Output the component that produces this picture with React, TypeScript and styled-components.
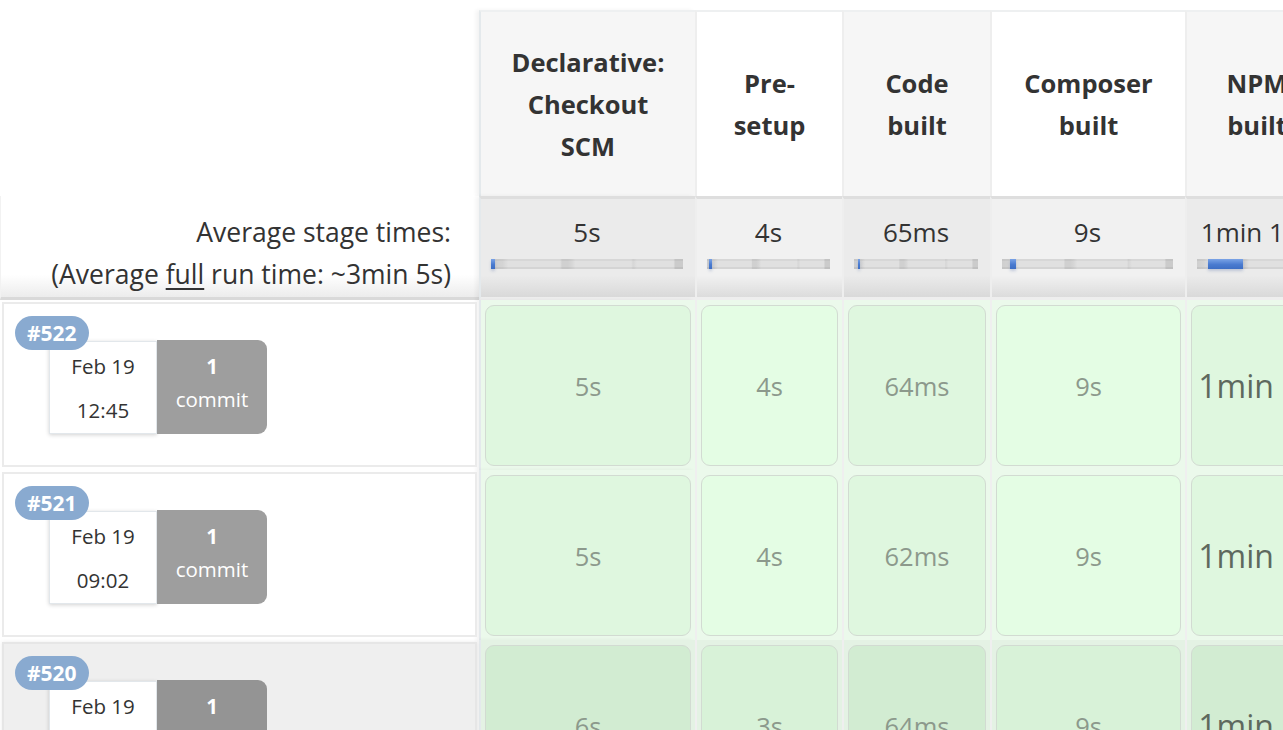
import React from "react";
import styled, { createGlobalStyle, css } from "styled-components";

const GlobalStyle = createGlobalStyle`
  html, body {
    margin: 0;
    padding: 0;
    background: #ffffff;
    overflow: hidden;
  }
  body {
    font-family: "Open Sans", "Noto Sans", sans-serif;
    color: #333333;
  }
`;

type Stage = {
  name: string;
  width: number;
  avg: string;
  barLeft: number;
  barWidth: number;
  long?: boolean;
};

const stages: Stage[] = [
  { name: "Declarative: Checkout SCM", width: 214, avg: "5s", barLeft: 0, barWidth: 4 },
  { name: "Pre-setup", width: 145, avg: "4s", barLeft: 2, barWidth: 3 },
  { name: "Code built", width: 146, avg: "65ms", barLeft: 4, barWidth: 2 },
  { name: "Composer built", width: 193, avg: "9s", barLeft: 8, barWidth: 6 },
  { name: "NPM built", width: 140, avg: "1min 11s", barLeft: 11, barWidth: 35, long: true },
];

type Build = {
  id: string;
  date: string;
  time: string;
  commits: number;
  times: string[];
  hover?: boolean;
};

const builds: Build[] = [
  { id: "#522", date: "Feb 19", time: "12:45", commits: 1, times: ["5s", "4s", "64ms", "9s", "1min 9s"] },
  { id: "#521", date: "Feb 19", time: "09:02", commits: 1, times: ["5s", "4s", "62ms", "9s", "1min 8s"] },
  { id: "#520", date: "Feb 19", time: "08:31", commits: 1, times: ["6s", "3s", "64ms", "9s", "1min 9s"], hover: true },
];

const LEFT = 479;
const columns = `${LEFT}px ${stages.map((s) => `${s.width + 2}px`).join(" ")}`;

const Board = styled.div`
  width: max-content;
`;

const Row = styled.div<{ $cols: string; $height: number }>`
  display: grid;
  grid-template-columns: ${(p) => p.$cols};
  height: ${(p) => p.$height}px;
`;

const Corner = styled.div`
  background: #ffffff;
`;

const firstColumn = css`
  border-left-color: #e4e9ec;
  box-shadow: -3px 0 4px rgba(0, 0, 0, 0.05);
`;

const StageHeader = styled.div<{ $odd: boolean; $first: boolean }>`
  margin-top: 10px;
  border-top: 2px solid #eef0f1;
  border-left: 2px solid #eeeeee;
  background: ${(p) => (p.$odd ? "#f6f6f6" : "#ffffff")};
  display: flex;
  align-items: center;
  justify-content: center;
  text-align: center;
  padding: 0 22px 1px;
  font-weight: 700;
  font-size: 25.5px;
  line-height: 42px;
  color: #333333;
  ${(p) => p.$first && firstColumn}
`;

const AvgLabel = styled.div`
  border-left: 1px solid #f2f2f2;
  border-bottom: 3px solid #d9d9d9;
  background: linear-gradient(to bottom, #ffffff 0%, #ffffff 78%, #ececec 100%);
  padding: 15px 28px 0 0;
  text-align: right;
  font-size: 26.5px;
  line-height: 42px;
  color: #333333;
  white-space: nowrap;
`;

const Underlined = styled.span`
  text-decoration: underline;
  text-underline-offset: 4px;
  text-decoration-thickness: 2px;
`;

const AvgCell = styled.div<{ $odd: boolean; $first: boolean }>`
  border-top: 3px solid #dedede;
  border-left: 2px solid #eeeeee;
  border-bottom: 3px solid #eeeeee;
  background: ${(p) =>
    p.$odd
      ? "linear-gradient(to bottom, #ebebeb 0%, #ebebeb 78%, #d9d9d9 100%)"
      : "linear-gradient(to bottom, #f1f1f1 0%, #f1f1f1 78%, #dcdcdc 100%)"};
  padding: 12px 12px 0 10px;
  text-align: center;
  font-size: 26px;
  line-height: 42px;
  color: #333333;
  white-space: nowrap;
  ${(p) => p.$first && firstColumn}
`;

const Track = styled.div`
  position: relative;
  margin-top: 6px;
  height: 10px;
  background: linear-gradient(
    to right,
    #cfcfcf 0,
    #d4d4d4 6%,
    #e0e0e0 9%,
    #e0e0e0 36%,
    #d0d0d0 37%,
    #d0d0d0 40%,
    #d6d6d6 42%,
    #e0e0e0 44%,
    #e0e0e0 73%,
    #d6d6d6 74%,
    #e0e0e0 76%,
    #e0e0e0 95%,
    #cbcbcb 96%,
    #cbcbcb 100%
  );
  box-shadow: inset 0 2px 0 rgba(0, 0, 0, 0.04), inset 0 -2px 0 rgba(0, 0, 0, 0.05);
`;

const Fill = styled.div<{ $left: number; $width: number }>`
  position: absolute;
  top: 0;
  bottom: 0;
  left: ${(p) => p.$left}px;
  width: ${(p) => p.$width}px;
  background: linear-gradient(to bottom, #7aa3e6 0%, #4a7bd0 55%, #3d6ec4 100%);
  box-shadow: 0 2px 3px rgba(60, 90, 160, 0.25);
`;

const BuildCard = styled.div<{ $hover: boolean }>`
  position: relative;
  margin: 2px 2px 3px 2px;
  border: 2px solid #ebebeb;
  background: ${(p) => (p.$hover ? "#efefef" : "#ffffff")};
  padding: 36px 0 0 45px;
  ${(p) =>
    p.$hover &&
    css`
      border-color: #e6e6e6;
      box-shadow: 0 0 4px rgba(0, 0, 0, 0.08);
    `}
`;

const Badge = styled.span`
  position: absolute;
  top: 12px;
  left: 11px;
  z-index: 2;
  height: 34px;
  padding: 0 12px;
  border-radius: 17px;
  background: #89aad0;
  color: #ffffff;
  font-size: 21px;
  font-weight: 700;
  line-height: 34px;
`;

const BuildInfo = styled.div`
  display: flex;
  align-items: flex-start;
`;

const DateBox = styled.div`
  width: 108px;
  height: 93px;
  margin-top: 1px;
  box-sizing: border-box;
  padding-top: 2px;
  background: #ffffff;
  border: 1px solid #e2e7eb;
  box-shadow: 0 1px 4px rgba(0, 0, 0, 0.18);
  text-align: center;
  font-size: 20.5px;
  line-height: 44px;
  color: #333333;
`;

const CommitBox = styled.div<{ $hover: boolean }>`
  width: 110px;
  height: 94px;
  box-sizing: border-box;
  padding-top: 10px;
  background: ${(p) => (p.$hover ? "#949494" : "#9e9e9e")};
  border-radius: 0 9px 9px 0;
  text-align: center;
  color: #ffffff;
  font-size: 20.5px;
  line-height: 33px;
`;

const CommitCount = styled.div`
  font-weight: 700;
`;

const StageCell = styled.div<{ $first: boolean; $hover: boolean }>`
  border-left: 2px solid #efefef;
  background: ${(p) => (p.$hover ? "#e4f2e4" : "#ebf9eb")};
  padding: 5px 4px 4px;
  ${(p) => p.$first && firstColumn}
`;

const StageBox = styled.div<{ $odd: boolean; $hover: boolean; $long: boolean }>`
  height: 100%;
  box-sizing: border-box;
  border: 1.5px solid #d2dbd2;
  border-radius: 9px;
  background: ${(p) =>
    p.$hover ? (p.$odd ? "#d2ecd2" : "#d8f2d8") : p.$odd ? "#dff7df" : "#e4fde4"};
  display: flex;
  align-items: center;
  justify-content: center;
  white-space: nowrap;
  overflow: hidden;
  font-size: ${(p) => (p.$long ? "32px" : "25.5px")};
  color: ${(p) => (p.$long ? "#5e695e" : "#8c998c")};
`;

export default function App() {
  return (
    <>
      <GlobalStyle />
      <Board>
        <Row $cols={columns} $height={196}>
          <Corner />
          {stages.map((s, i) => (
            <StageHeader key={s.name} $odd={i % 2 === 0} $first={i === 0}>
              {s.name}
            </StageHeader>
          ))}
        </Row>
        <Row $cols={columns} $height={104}>
          <AvgLabel>
            Average stage times:
            <br />
            (Average <Underlined>full</Underlined> run time: ~3min 5s)
          </AvgLabel>
          {stages.map((s, i) => (
            <AvgCell key={s.name} $odd={i % 2 === 0} $first={i === 0}>
              {s.avg}
              <Track>
                <Fill $left={s.barLeft} $width={s.barWidth} />
              </Track>
            </AvgCell>
          ))}
        </Row>
        {builds.map((b) => (
          <Row key={b.id} $cols={columns} $height={170}>
            <BuildCard $hover={!!b.hover}>
              <Badge>{b.id}</Badge>
              <BuildInfo>
                <DateBox>
                  <div>{b.date}</div>
                  <div>{b.time}</div>
                </DateBox>
                <CommitBox $hover={!!b.hover}>
                  <CommitCount>{b.commits}</CommitCount>
                  <div>commit</div>
                </CommitBox>
              </BuildInfo>
            </BuildCard>
            {stages.map((s, i) => (
              <StageCell key={s.name} $first={i === 0} $hover={!!b.hover}>
                <StageBox $odd={i % 2 === 0} $hover={!!b.hover} $long={!!s.long}>
                  {b.times[i]}
                </StageBox>
              </StageCell>
            ))}
          </Row>
        ))}
      </Board>
    </>
  );
}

════════════════

**Short task:** Select all lines in the listing that include the word "components".

**Solution to this task:**
Output the component that produces this picture with React, TypeScript and styled-components.
import styled, { createGlobalStyle, css } from "styled-components";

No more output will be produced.